1930s Customs post, Source: Private Collection
1930s Customs post, Source: Private Collection

The first concrete signs of the existence of the border following partition began to appear three years later in 1923 when arrangements were put in place to establish the fiscal separation of the Irish Free State from the United Kingdom of Great Britain and Northern Ireland. In practice this meant introducing the system of levying duties on certain goods being brought into one jurisdiction from the other. This entailed establishing a system for checking on the movement of goods across the border by requiring people to use approved routes to do so and setting up official points at which customs officers would check what people were bringing with them across the border. See A Changing Border.

These custom points, stations, or posts, as they were known, which often took the form of small, one or two roomed huts, became established features of the border landscape, just as being subject to custom checks became an established part of borderlands life for decades. See Borderland lives.

Since the customs barrier was integral to the new political partition of the island, custom posts were frequently the target of Republican bombing attacks especially during the Troubles. They were finally made redundant in 1992 when free trade was established within the European Union. As member states, movement of goods between the Republic of Ireland and the United Kingdom of Great Britain and Northern Ireland, can no longer be subject to import duties. Some custom huts no longer exist. Some are converted to other uses. Others stand unused as reminders of a once dominant feature of the border and borderland life.

Differences in the price or availability of goods on either side of the border also led to a pattern of shops just over the border on either side. Though what people travelled to buy and bring back across the border could be subject to duties that people tried to evade, small shops, selling butter or eggs for example, were often established in response to this market opportunity.

Irish customs post sign on Newry-Dundalk road. Source: UTV Newsfootage, 14 February 1984.
Irish customs post sign on Newry-Dundalk road. Source: UTV Newsfootage, 14 February 1984.
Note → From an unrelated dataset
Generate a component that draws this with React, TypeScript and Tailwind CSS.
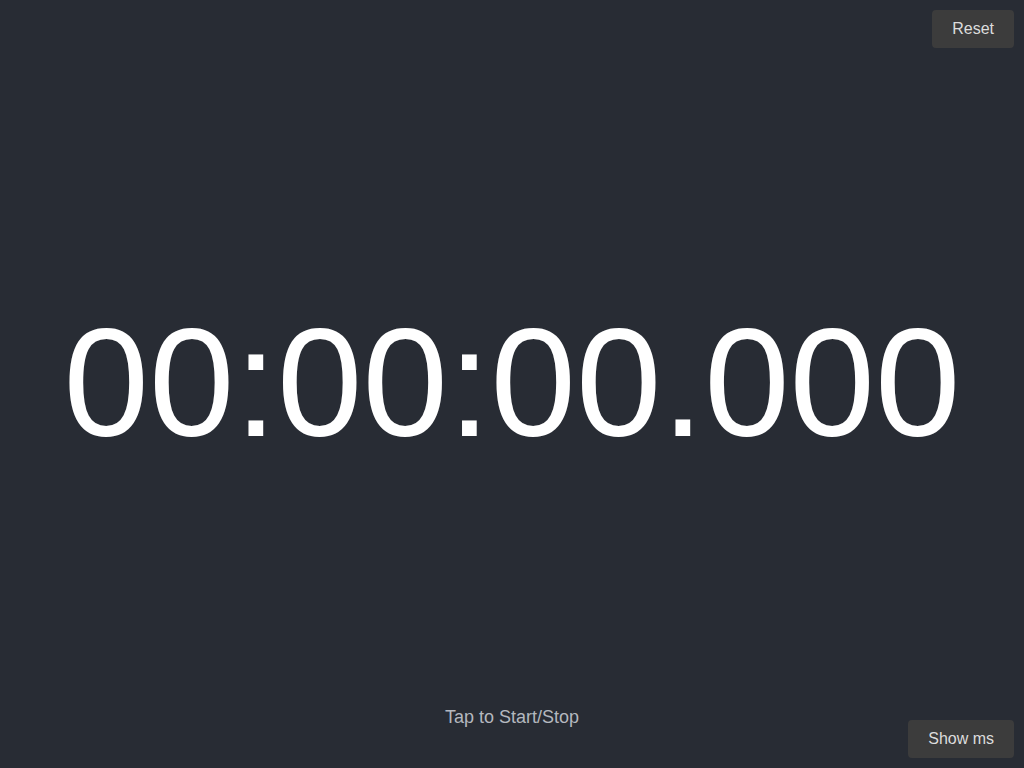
import { useEffect, useRef, useState } from 'react';

function pad(n: number, len = 2) {
  return String(n).padStart(len, '0');
}

function formatTime(ms: number, showMs: boolean) {
  const h = Math.floor(ms / 3600000);
  const m = Math.floor((ms % 3600000) / 60000);
  const s = Math.floor((ms % 60000) / 1000);
  const base = `${pad(h)}:${pad(m)}:${pad(s)}`;
  return showMs ? `${base}.${pad(ms % 1000, 3)}` : base;
}

export default function App() {
  const [elapsed, setElapsed] = useState(0);
  const [running, setRunning] = useState(false);
  const [showMs, setShowMs] = useState(true);
  const startRef = useRef(0);

  useEffect(() => {
    if (!running) return;
    startRef.current = Date.now() - elapsed;
    const id = setInterval(() => setElapsed(Date.now() - startRef.current), 31);
    return () => clearInterval(id);
    // eslint-disable-next-line react-hooks/exhaustive-deps
  }, [running]);

  const reset = (e: React.MouseEvent) => {
    e.stopPropagation();
    setRunning(false);
    setElapsed(0);
  };

  const toggleMs = (e: React.MouseEvent) => {
    e.stopPropagation();
    setShowMs(v => !v);
  };

  return (
    <div
      onClick={() => setRunning(r => !r)}
      className="relative flex h-screen w-screen select-none flex-col items-center justify-center overflow-hidden bg-[#282c34] font-['Liberation_Sans',Arial,sans-serif]"
    >
      <button
        onClick={reset}
        className="absolute right-[10px] top-[10px] rounded-[4px] bg-[#3c3c3c] px-5 py-2.5 text-base leading-[18px] text-[#dcdcdc]"
      >
        Reset
      </button>

      <div className="text-[15vw] leading-none text-white tabular-nums">
        {formatTime(elapsed, showMs)}
      </div>

      <div className="absolute bottom-[40px] left-0 right-0 text-center text-lg leading-[22px] text-[#b4b8bf]">
        Tap to Start/Stop
      </div>

      <button
        onClick={toggleMs}
        className="absolute bottom-[10px] right-[10px] rounded-[4px] bg-[#3c3c3c] px-5 py-2.5 text-base leading-[18px] text-[#dcdcdc]"
      >
        Show ms
      </button>
    </div>
  );
}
As car transport increased over the twentieth century, approved routes often featured petrol stations offering cheaper prices just over the border; which side of the border they were on depended on changing price differences. Many closed as the patterns of advantage shifted and disused filling stations are a feature of border crossing routes.

The use of the euro in the Republic and the British pound sterling in Northern Ireland means that main roads also feature roadside currency exchanges offering motorists opportunities to buy euros or pounds sterling near the border. The changing role of the border as barrier between two state economies is reflected in the disused or new structures – custom huts, filling stations, shops – that feature near the border on the old approved crossing routes.